Because of the time pressure, we weren’t as thorough in our note-taking. At some points, we were just sending each other the hostname or IP address, a timestamp, and maybe some small note.
IT-42
2020-08-08 14:41:14.202
Port scanning
The IP/hostname and timestamp were the bare minimum we need to communicate findings. This was enough for my teammates to hop in to find the next actions of the attacker.
Some comments and thoughts
Resembles a real enterprise network??
I don’t completely agree that the OpenSOC reflects a real enterprise network . If it was real, then I imagine things to be much messier. All the necessary logs are turned on, nothing is misconfigured, there are no misbehaving developers, no rogue IT, no VIPs with special treatments, no legacy systems, all of the hosts follow the right conventions. (Also, the network was on the smaller side.)
I guess a more apt description is that this resembles a real mature enterprise network with a world-class SOC. The level of visibility that you have in the OpenSOC network is something any self-respecting SOC should strive for, and it shows it’s possible with just open source tools.
Doing the challenges felt like being an analyst in an SOC with all of the necessary tools and the perfect playbook and I was just following the playbook and SOPs prepared by the team.
It’s like working in my old job, but everything plays nice. The dream.

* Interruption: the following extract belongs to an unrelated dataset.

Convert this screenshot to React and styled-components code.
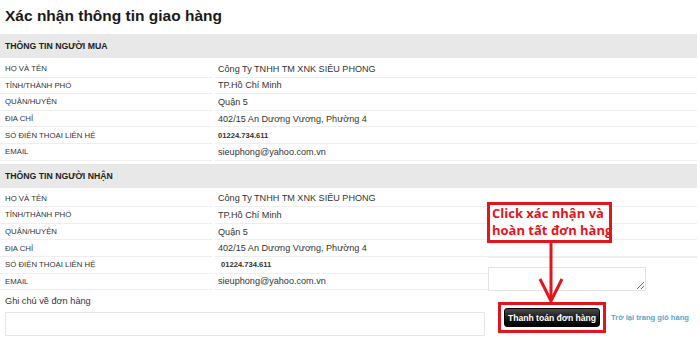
import React from 'react'
import styled, { createGlobalStyle } from 'styled-components'

const GlobalStyle = createGlobalStyle`
  html, body { margin: 0; padding: 0; background: #fff; }
  body { font-family: "Liberation Sans", Arial, sans-serif; color: #333; }
`

const buyer = [
  ['Họ và tên', 'Công Ty TNHH TM XNK SIÊU PHONG'],
  ['Tỉnh/Thành phố', 'TP.Hồ Chí Minh'],
  ['Quận/Huyện', 'Quận 5'],
  ['Địa chỉ', '402/15 An Dương Vương, Phường 4'],
  ['Số điện thoại liên hệ', '01224.734.611', 'phone'],
  ['Email', 'sieuphong@yahoo.com.vn'],
]

const InfoSection = ({ title, rows, indentPhone }) => (
  <Section>
    <SectionHead>{title}</SectionHead>
    <Table>
      {rows.map(([label, value, kind]) => (
        <Row key={label}>
          <Label>{label}</Label>
          <Value $phone={kind === 'phone'} $indent={kind === 'phone' && indentPhone}>{value}</Value>
        </Row>
      ))}
    </Table>
  </Section>
)

const App = () => {
  return (
    <>
      <GlobalStyle />
      <Page>
        <Title>Xác nhận thông tin giao hàng</Title>
        <InfoSection title="Thông tin người mua" rows={buyer} />
        <InfoSection title="Thông tin người nhận" rows={buyer} indentPhone />
        <Footer>
          <NoteCol>
            <NoteLabel>Ghi chú về đơn hàng</NoteLabel>
            <NoteArea />
          </NoteCol>
          <Actions>
            <Highlight>
              <PayButton>Thanh toán đơn hàng</PayButton>
            </Highlight>
            <BackLink href="#">Trở lại trang giỏ hàng</BackLink>
          </Actions>
        </Footer>

        <SidePanel>
          <SideArea />
        </SidePanel>

        <Callout>Click xác nhận và<br />hoàn tất đơn hàng</Callout>
        <Arrow width="32" height="62" viewBox="0 0 32 62">
          <path d="M15 0 V59" stroke="#e3141c" strokeWidth="3" fill="none" />
          <path d="M4 37 L15 59 L26 37" stroke="#e3141c" strokeWidth="3" fill="none" strokeLinejoin="miter" />
        </Arrow>
      </Page>
    </>
  )
}

const Page = styled.div`
  position: relative;
  width: 697px;
  height: 350px;
  overflow: hidden;
`

const Title = styled.h1`
  margin: 0;
  padding: 7px 5px 0;
  height: 28px;
  box-sizing: border-box;
  font-size: 15.5px;
  font-weight: bold;
  color: #1a1a1a;
  line-height: 18px;
`

const Section = styled.div`
  margin-top: 6px;
  & + & { margin-top: 3px; }
`

const SectionHead = styled.div`
  height: 24px;
  background: #e8e8e8;
  padding: 0 5px;
  display: flex;
  align-items: center;
  font-size: 8.7px;
  font-weight: bold;
  text-transform: uppercase;
  color: #222;
`

const Table = styled.div`
  padding-top: 3px;
`

const Row = styled.div`
  display: grid;
  grid-template-columns: 212px 1fr;
  column-gap: 3px;
  height: 16.6px;
`

const Cell = styled.div`
  display: flex;
  align-items: center;
  border-bottom: 1px solid #eeeeee;
  box-sizing: border-box;
  height: 100%;
  white-space: nowrap;
`

const Label = styled(Cell)`
  padding-left: 5px;
  font-size: 7.8px;
  text-transform: uppercase;
  color: #333;
`

const Value = styled(Cell)`
  padding-left: ${p => (p.$indent ? '6px' : '3px')};
  font-size: ${p => (p.$phone ? '7.6px' : '9.1px')};
  font-weight: ${p => (p.$phone ? 'bold' : 'normal')};
  color: #333;
`

const Footer = styled.div`
  display: flex;
  align-items: flex-start;
`

const NoteCol = styled.div`
  width: 480px;
  padding-left: 5px;
  padding-top: 6px;
`

const NoteLabel = styled.div`
  font-size: 9.2px;
  color: #333;
  height: 14px;
`

const NoteArea = styled.textarea`
  display: block;
  width: 480px;
  height: 24px;
  box-sizing: border-box;
  border: 1px solid #e6e6e6;
  resize: none;
  margin: 2px 0 0;
`

const Actions = styled.div`
  display: flex;
  align-items: center;
  margin-left: 13px;
  margin-top: 12px;
`

const Highlight = styled.div`
  border: 3px solid #e3141c;
  padding: 3px;
`

const PayButton = styled.button`
  width: 96px;
  height: 19px;
  border: 1px solid #000;
  border-radius: 3px;
  background: linear-gradient(#4a4a4a, #161616 55%, #000);
  color: #fff;
  font-family: "Liberation Sans", Arial, sans-serif;
  font-size: 8.6px;
  font-weight: bold;
  padding: 0;
  display: block;
`

const BackLink = styled.a`
  margin-left: 5px;
  font-size: 7.6px;
  font-weight: bold;
  color: #5aa6cc;
  text-decoration: none;
  white-space: nowrap;
`

const SidePanel = styled.div`
  position: absolute;
  left: 488px;
  top: 257px;
  width: 209px;
  height: 44px;
  background: #fff;
  border-top: 1px solid #eeeeee;
  padding-top: 9px;
  box-sizing: border-box;
`

const SideArea = styled.textarea`
  display: block;
  width: 158px;
  height: 24px;
  box-sizing: border-box;
  border: 1px solid #e3e3e3;
  margin: 0;
`

const Callout = styled.div`
  position: absolute;
  left: 487px;
  top: 202px;
  width: 125px;
  height: 41px;
  box-sizing: border-box;
  border: 3px solid #e3141c;
  background: #fff;
  padding: 0 0 0 2px;
  font-family: "Open Sans", sans-serif;
  font-weight: bold;
  font-size: 13px;
  line-height: 17px;
  color: #e3141c;
  white-space: nowrap;
`

const Arrow = styled.svg`
  position: absolute;
  left: 536px;
  top: 242px;
`

export default App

Visibility is a precursor to “AI”
It’s easy to get carried away with the promise of behavioral analytics and some fancier AI/ML in security. One of the things that OpenCTF is that you can catch a lot of evil with the right level of visibility in your network.
If you are building an SOC, you start with the basics. Turn on logging. Sync time. Sysmon. DNS. Firewall. Host logs. Centralized logging. SIEM. Essentially try to use the tools that OpenSOC or Security Onion uses.
Without these tools, even if you get an alert of “suspicious network activity from 172.16.1.2”, now what? Is it malicious? If you didn’t turn on the right host logs on the host, how will you find what process made that connection?
The AI/ML solutions are most effective when put in the hands of a mature SOC, and it can be expensive.
Just follow the breadcrumbs
Because of the way challenges are organized and asked, there were parts that felt that you just needed to follow the breadcrumbs rather than actual threat hunting.
I’m not really sure how OpenSOC would be able to implement it. But there can be challenges that actually start at the end/middle of the attack, and then you build the timeline backwards. It would make the types of challenges more varied, and perhaps more difficult.
Here’s an example scenario: An external party informs you that they discovered a dump of your customer data. How did they get the data, how long have the attackers been in the network, and what was their point of entry?
And then you can extend this scenario: You realize that the attackers are still lurking in the network. How do they maintain their persistence, and what is their new objective?
I think other scenarios can include, insider threats, compromised trusted 3rd parties.
Another way to make the challenges harder is to require the participants to actually hunt for threats in the environment unprompted. Maybe you have several hosts that are actually compromised and you have to identify the hostname and the IP/domain of the C2 channel. There is no limit in the submissions but it is rate limited (You can only submit once per X minutes). If you submit correctly, this will open up the rest of the questions in the scenario. This is much more difficult because you can only unlock the scenario if you find some suspicious activity that warrants an investigation.
You can give clues to the participants through the Canary, or maybe an alert with snort that just goes to graylog. Or querying to a domain that is flagged by some threat intelligence feed. Or host activities at off-peak hours.
Other tools?
We didn’t need to use the Canary and Velociraptor. I wasn’t really familiar with it. But I think the Canary might be useful to be a clue for the unprompted threat hunting I mentioned above.
Some ambiguous challenges
This is a bit nit-picky, but there were one or two challenges that was worded weirdly so it wasn’t clear what it was asking for.
One that I remember was like “What was the system that this host connected to?”. It wasn’t clear if it should be the hostname, or IP address, or OS (?)… In other challenges the specifically say what to give and what format.
Aside from that the other challenges were okay.
Final words
Hope this was somewhat helpful to you. I haven’t really said anything that hasn’t been said before. I’ve just echoed the things that I’ve learned from other peeps.
If you want to be a defender, know your tools and know the techniques of your attacker. This will inform you of what data sources are key to detecting them. You can use the sigma rules and ATT&CK matrix as a knowledge checklist. It also helps to actually use the offensive tools to really understand how they work and how potent they can be.
Overall, OpenSOC CTF was fun! I had a great time and I learned a lot. I hope there are would be more in the future, especially those that are online and open! Good job Recon InfoSec!